Walala Tjapaltjarri b. c. 1960s

Biography
Language: Pintupi
Region: Kiwirrkurra, W.A.

Walala Tjapaltjarri’s exact birth date is unknown, but is estimated to be some time in the early 1960s. In late 1984, Walala and eight other members of his family emerged in Kiwirrkurra from the remote country of Western Australia, after several years of wandering the Gibson Desert. This was Walala’s and his family’s first time learning of European colonization of the continent, and was their first encounter with Western society. They became famous, often known as the “Pintupi Nine” or the “The Lost Tribe”. Walala commenced painting for Papunya Tula Artist Co-op in the late 1980s. Some of his family members also went on to have artistic careers, namely two of his brothers, Wirrlimpirrnga and Thomas Tjapaltjarri

 

Walala paints designs associated with the Tingari Dreaming or the Tingari Song Cycle, which is deeply significant to the Pintupi peoples of the Western Desert.
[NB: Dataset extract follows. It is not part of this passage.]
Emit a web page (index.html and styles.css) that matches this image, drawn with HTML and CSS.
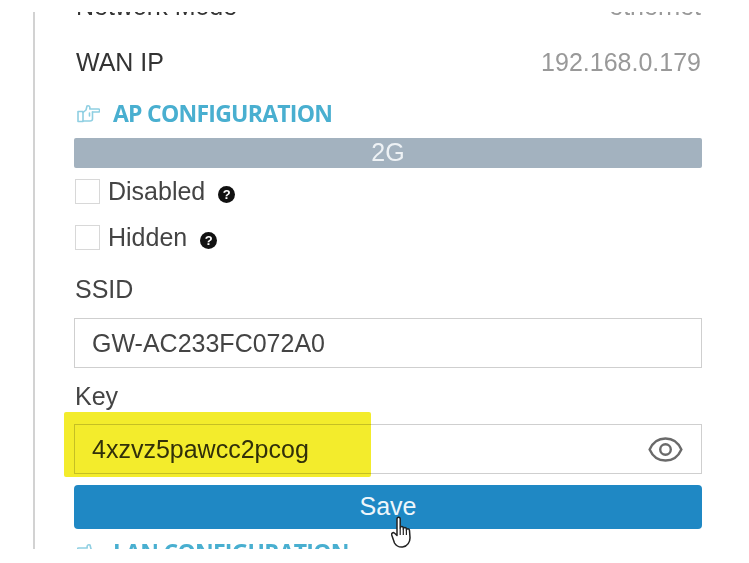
FILE: index.html
```html
<!DOCTYPE html>
<html lang="en">
  <head>
    <meta charset="UTF-8" />
    <meta name="viewport" content="width=device-width, initial-scale=1.0" />
    <title>AP Configuration</title>
    <link rel="stylesheet" href="styles.css">
  </head>
  <body>
    <div class="panel">
      <div class="content">
        <div class="row"><span>Network Mode</span><span class="value">ethernet</span></div>
        <div class="row"><span>WAN IP</span><span class="value">192.168.0.179</span></div>

        <h3 class="section">
          <svg class="hand" viewBox="0 0 23 19" fill="none" stroke="currentColor" stroke-width="1.6" stroke-linejoin="round" stroke-linecap="round">
            <path d="M1 7.500h5v10H1z" />
            <path d="M6 8.500 9 6l1-4c2-.8 3.300.5 2.800 3H21.500c1.500 0 1.500 3 0 3H15.500" />
            <path d="M15.500 8v7c0 1.500-1 2-2.500 2H6" />
            <path d="M12.500 9v3" />
          </svg>
          AP CONFIGURATION
        </h3>

        <div class="band">2G</div>

        <label class="check first"><span class="box"></span>Disabled<span class="help">?</span></label>
        <label class="check"><span class="box"></span>Hidden<span class="help">?</span></label>

        <div class="label ssid-label">SSID</div>
        <div class="field">GW-AC233FC072A0</div>

        <div class="label key-label">Key</div>
        <div class="field key-field">
          4xzvz5pawcc2pcog
          <svg class="eye" viewBox="0 0 36 26" fill="none" stroke="#6a6a6a" stroke-width="2.500">
            <path d="M1.500 13C5 5 11 1.500 18 1.500S31 5 34.500 13C31 21 25 24.500 18 24.500S5 21 1.500 13z" />
            <circle cx="18" cy="13" r="5.500" />
          </svg>
          <span class="marker"></span>
        </div>

        <div class="save">
          Save
          <svg class="cursor" viewBox="0 0 24 32">
            <path d="M6 3c0-2.500 3.200-2.500 3.200 0v9c.2-2 3-2 3.100 0v1c.2-2 3-2 3.100 0v1c.2-1.800 3-1.600 3.100.5l.5 7c.2 4-2.500 9-7.500 9.500-4 .3-6.300-1-8-4L.9 19.500c-1-2 1-3.500 2.500-2.500L6 19.500z" fill="#fff" stroke="#222" stroke-width="1.500" stroke-linejoin="round" />
            <path d="M9.200 12v7M12.300 13v6M15.400 14v5" fill="none" stroke="#222" stroke-width="1.200" />
          </svg>
        </div>

        <h3 class="section lan">
          <svg class="hand flip" viewBox="0 0 23 19" fill="none" stroke="currentColor" stroke-width="1.600" stroke-linejoin="round" stroke-linecap="round">
            <path d="M1 7.500h5v10H1z" />
            <path d="M6 8.500 9 6l1-4c2-.8 3.300.5 2.800 3H21.500c1.500 0 1.500 3 0 3H15.500" />
          </svg>
          LAN CONFIGURATION
        </h3>
      </div>
    </div>
  </body>
</html>
```

FILE: styles.css
```css
body {
  margin: 0;
  padding: 12px 0 0 33px;
  background-color: #fff;
  font-family: "Liberation Sans", Arial, sans-serif;
  font-size: 25px;
  color: #444;
  overflow: hidden;
}

.panel {
  width: 669px;
  height: 537px;
  box-sizing: border-box;
  padding-left: 39px;
  border-left: 2px solid #d2d2d2;
  overflow: hidden;
}

/* scrolled view, first row is cut by the top of the panel */
.content {
  margin-top: -31px;
}

.row {
  display: flex;
  justify-content: space-between;
  height: 50px;
  line-height: 50px;
  padding: 0 1px 0 2px;
  color: #333;
}

.row:first-child {
  height: 56px;
}

.value {
  color: #999;
}

.section {
  display: flex;
  align-items: center;
  gap: 13px;
  height: 40px;
  margin: 6px 0 5px;
  padding-left: 3px;
  font-family: "Open Sans", sans-serif;
  font-size: 23px;
  font-weight: 700;
  color: #49afd0;
  letter-spacing: -0.75px;
}

.hand {
  width: 23px;
  height: 19px;
  color: #8fcfe2;
}

.band {
  height: 30px;
  line-height: 28px;
  text-align: center;
  color: #eef2f5;
  background-color: #a3b2bf;
  border-radius: 2px;
}

.check {
  display: flex;
  align-items: center;
  height: 25px;
  margin-top: 21px;
  padding-left: 1px;
}

.check.first {
  margin-top: 11px;
}

.box {
  width: 25px;
  height: 25px;
  box-sizing: border-box;
  margin-right: 8px;
  border: 1px solid #d8d8d8;
}

.help {
  display: inline-block;
  width: 17px;
  height: 17px;
  margin: 6px 0 0 13px;
  border-radius: 50%;
  background-color: #111;
  color: #fff;
  font-size: 13px;
  font-weight: bold;
  line-height: 17px;
  text-align: center;
}

.label {
  padding-left: 1px;
  line-height: 30px;
}

.ssid-label {
  margin-top: 24px;
}

.key-label {
  margin-top: 13px;
}

.field {
  position: relative;
  height: 50px;
  box-sizing: border-box;
  margin-top: 14px;
  padding-left: 17px;
  line-height: 48px;
  border: 1px solid #cfcfcf;
}

.key-field {
  margin-top: 13px;
  color: #333;
}

.eye {
  position: absolute;
  top: 12px;
  right: 18px;
  width: 35px;
  height: 25px;
}

/* yellow marker drawn over the video frame */
.marker {
  position: absolute;
  left: -11px;
  top: -13px;
  width: 307px;
  height: 65px;
  border-radius: 2px;
  background-color: #f3ec2c;
  mix-blend-mode: multiply;
}

.save {
  position: relative;
  height: 44px;
  margin-top: 11px;
  line-height: 42px;
  text-align: center;
  color: #eef6fb;
  background-color: #1f88c4;
  border-radius: 4px;
}

.cursor {
  position: absolute;
  left: 317px;
  top: 31px;
  width: 24px;
  height: 32px;
}

.lan {
  margin-top: 3px;
}

.flip {
  transform: scaleX(-1);
}
```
It is usually the landscape associated with the sacred Tingari ancestors that Walala so strikingly depicts in his paintings. Using various iconography, Walala show the travels of the Tingari ancestors as they camped and created all that exists around them. His style is strongly gestural and boldly graphic, defined by undulating layers of geometric forms set against a monochrome background.